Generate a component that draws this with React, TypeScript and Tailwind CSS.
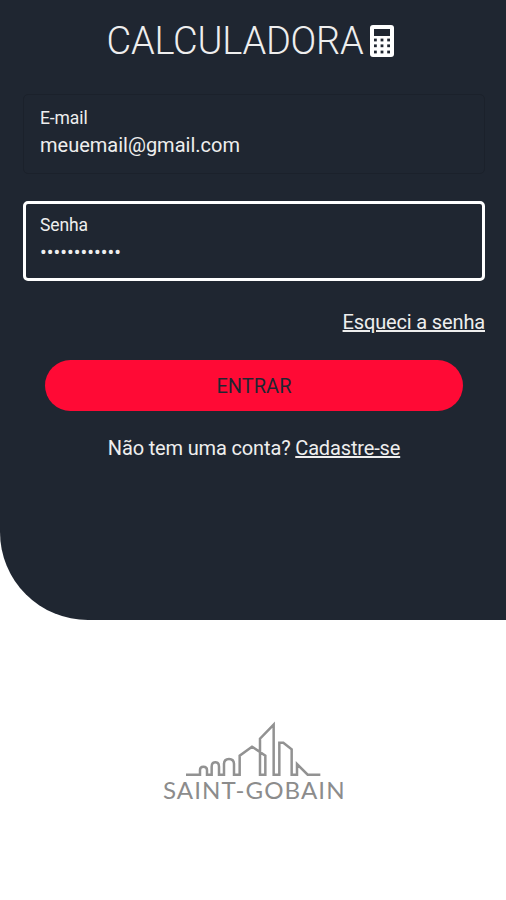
interface FieldProps {
  label: string;
  value: string;
  type: string;
  className: string;
}

function CalculatorIcon() {
  return (
    <svg className="h-8 w-6" viewBox="0 0 24 32" aria-hidden="true">
      <rect width="24" height="32" rx="3" fill="#fff" />
      <g fill="#1f2631">
        <rect x="4" y="4" width="16" height="7" />
        {[13.6, 19.4, 25.6].map(y =>
          [4, 10.6, 17.2].map(x => (
            <rect key={`${x}-${y}`} x={x} y={y} width="2.8" height="2.8" />
          ))
        )}
      </g>
    </svg>
  );
}

function Field({ label, value, type, className }: FieldProps) {
  return (
    <label className={`block rounded-[5px] ${className}`}>
      <span className="block h-[26px] text-[17.5px] leading-[26px] tracking-[-0.1px]">{label}</span>
      <input
        type={type}
        defaultValue={value}
        className="block h-7 w-full bg-transparent text-xl leading-7 outline-none"
      />
    </label>
  );
}

function Logo() {
  return (
    <svg className="h-[90px] w-[200px]" viewBox="0 0 600 270">
      <path
        d="M93 176H135V162Q135 152 145 152Q156 152 156 162V176H170V152Q170 139 181 139Q192 139 192 152V176H207V145Q207 129 222 129Q237 129 237 145V176H254V119L291 92L331 119V176H315V68L356 26V176H373V80H385L410 100V176H426V144L458 176H496"
        fill="none"
        stroke="#929292"
        strokeWidth="7.5"
      />
      <text
        x="24"
        y="248"
        textLength="548"
        lengthAdjust="spacingAndGlyphs"
        fill="#8c8c8c"
        fontFamily="Lato, sans-serif"
        fontSize="67"
        letterSpacing="3"
      >
        SAINT-GOBAIN
      </text>
    </svg>
  );
}

export default function App() {
  return (
    <div className="flex min-h-[900px] flex-col bg-white font-['Roboto',sans-serif] text-[#eeeeee]">
      <main className="h-[620px] rounded-bl-[88px] bg-[#1f2631] pt-5 pr-[21px] pl-[23px]">
        <h1 className="flex h-[42px] items-center justify-center gap-[7px] pr-[7px] text-[38px] font-light tracking-[-0.25px]">
          <span>CALCULADORA</span>
          <CalculatorIcon />
        </h1>

        <form className="mt-8">
          <Field
            label="E-mail"
            type="text"
            value="meuemail@gmail.com"
            className="h-20 border border-[#1b212b] px-4 pt-[10px]"
          />
          <Field
            label="Senha"
            type="password"
            value="abcdefghijkl"
            className="mt-[27px] h-20 border-[3px] border-white px-[14px] pt-[8px]"
          />
          <div className="mt-[27px] h-7 text-right text-xl leading-7 tracking-[-0.15px]">
            <a className="underline">Esqueci a senha</a>
          </div>
          <button
            type="button"
            className="mx-auto mt-[24px] block h-[51px] w-[418px] rounded-full bg-[#ff0a35] text-xl text-[#1f2631]"
          >
            ENTRAR
          </button>
        </form>

        <p className="mt-[23px] text-center text-xl leading-7 tracking-[-0.15px]">
          Não tem uma conta? <a className="underline">Cadastre-se</a>
        </p>
      </main>

      <footer className="flex justify-center pt-24 pl-1">
        <Logo />
      </footer>
    </div>
  );
}
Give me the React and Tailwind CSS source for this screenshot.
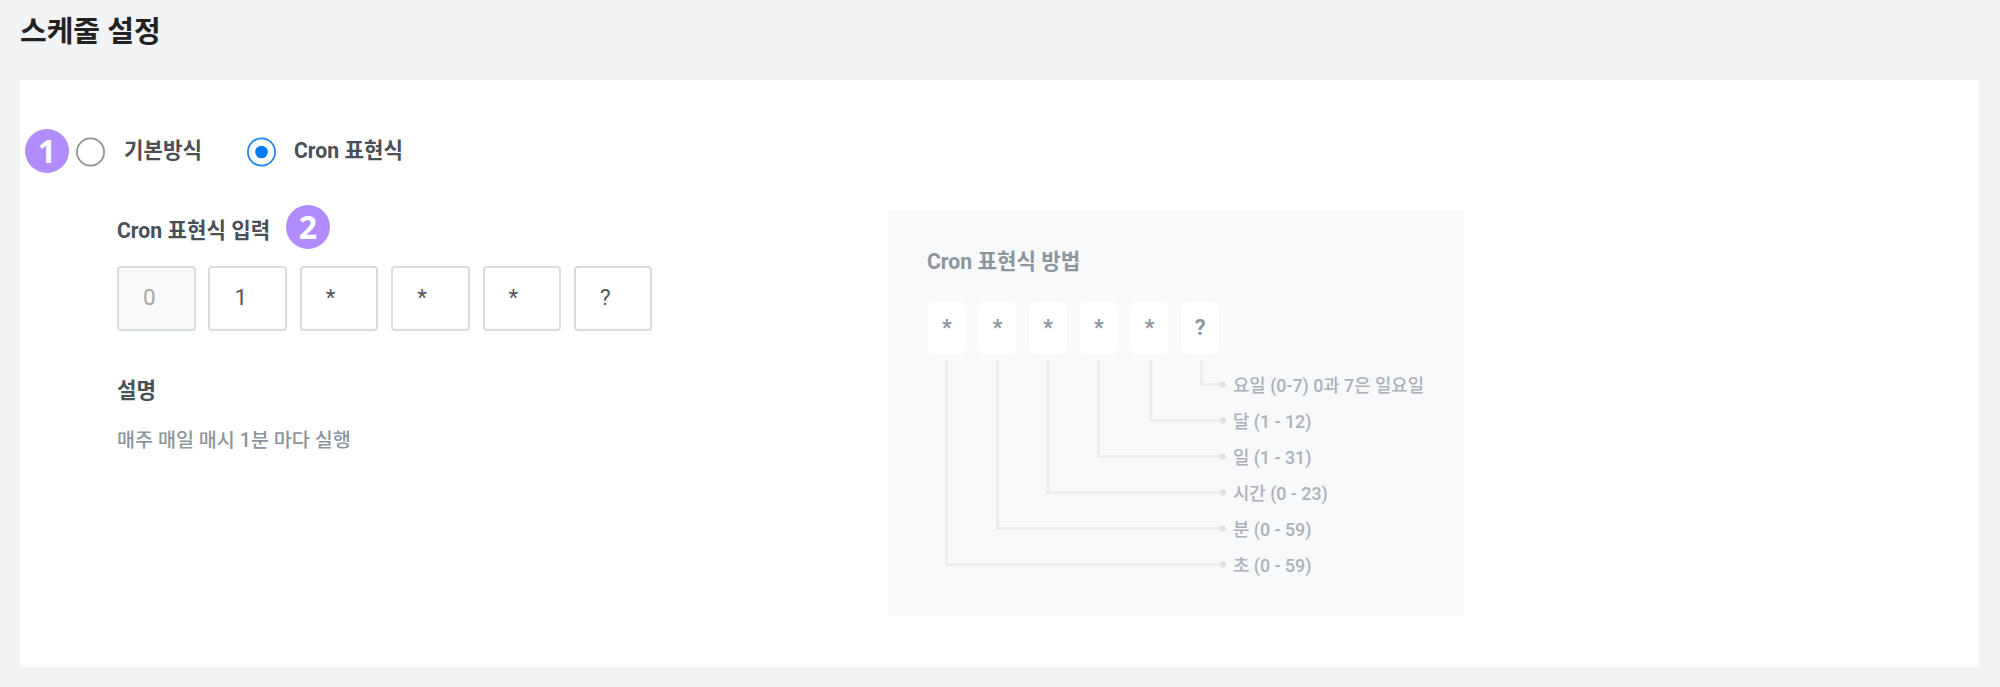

------------------------------------------------------------

* _JOB_
Set down all the data again exactly as above, pictures excluded.

* _SOLUTION TO THIS EXERCISE_
Generate a component that draws this with React, TypeScript and Tailwind CSS.
interface FieldProps {
  label: string;
  value: string;
  type: string;
  className: string;
}

function CalculatorIcon() {
  return (
    <svg className="h-8 w-6" viewBox="0 0 24 32" aria-hidden="true">
      <rect width="24" height="32" rx="3" fill="#fff" />
      <g fill="#1f2631">
        <rect x="4" y="4" width="16" height="7" />
        {[13.6, 19.4, 25.6].map(y =>
          [4, 10.6, 17.2].map(x => (
            <rect key={`${x}-${y}`} x={x} y={y} width="2.8" height="2.8" />
          ))
        )}
      </g>
    </svg>
  );
}

function Field({ label, value, type, className }: FieldProps) {
  return (
    <label className={`block rounded-[5px] ${className}`}>
      <span className="block h-[26px] text-[17.5px] leading-[26px] tracking-[-0.1px]">{label}</span>
      <input
        type={type}
        defaultValue={value}
        className="block h-7 w-full bg-transparent text-xl leading-7 outline-none"
      />
    </label>
  );
}

function Logo() {
  return (
    <svg className="h-[90px] w-[200px]" viewBox="0 0 600 270">
      <path
        d="M93 176H135V162Q135 152 145 152Q156 152 156 162V176H170V152Q170 139 181 139Q192 139 192 152V176H207V145Q207 129 222 129Q237 129 237 145V176H254V119L291 92L331 119V176H315V68L356 26V176H373V80H385L410 100V176H426V144L458 176H496"
        fill="none"
        stroke="#929292"
        strokeWidth="7.5"
      />
      <text
        x="24"
        y="248"
        textLength="548"
        lengthAdjust="spacingAndGlyphs"
        fill="#8c8c8c"
        fontFamily="Lato, sans-serif"
        fontSize="67"
        letterSpacing="3"
      >
        SAINT-GOBAIN
      </text>
    </svg>
  );
}

export default function App() {
  return (
    <div className="flex min-h-[900px] flex-col bg-white font-['Roboto',sans-serif] text-[#eeeeee]">
      <main className="h-[620px] rounded-bl-[88px] bg-[#1f2631] pt-5 pr-[21px] pl-[23px]">
        <h1 className="flex h-[42px] items-center justify-center gap-[7px] pr-[7px] text-[38px] font-light tracking-[-0.25px]">
          <span>CALCULADORA</span>
          <CalculatorIcon />
        </h1>

        <form className="mt-8">
          <Field
            label="E-mail"
            type="text"
            value="meuemail@gmail.com"
            className="h-20 border border-[#1b212b] px-4 pt-[10px]"
          />
          <Field
            label="Senha"
            type="password"
            value="abcdefghijkl"
            className="mt-[27px] h-20 border-[3px] border-white px-[14px] pt-[8px]"
          />
          <div className="mt-[27px] h-7 text-right text-xl leading-7 tracking-[-0.15px]">
            <a className="underline">Esqueci a senha</a>
          </div>
          <button
            type="button"
            className="mx-auto mt-[24px] block h-[51px] w-[418px] rounded-full bg-[#ff0a35] text-xl text-[#1f2631]"
          >
            ENTRAR
          </button>
        </form>

        <p className="mt-[23px] text-center text-xl leading-7 tracking-[-0.15px]">
          Não tem uma conta? <a className="underline">Cadastre-se</a>
        </p>
      </main>

      <footer className="flex justify-center pt-24 pl-1">
        <Logo />
      </footer>
    </div>
  );
}
Give me the React and Tailwind CSS source for this screenshot.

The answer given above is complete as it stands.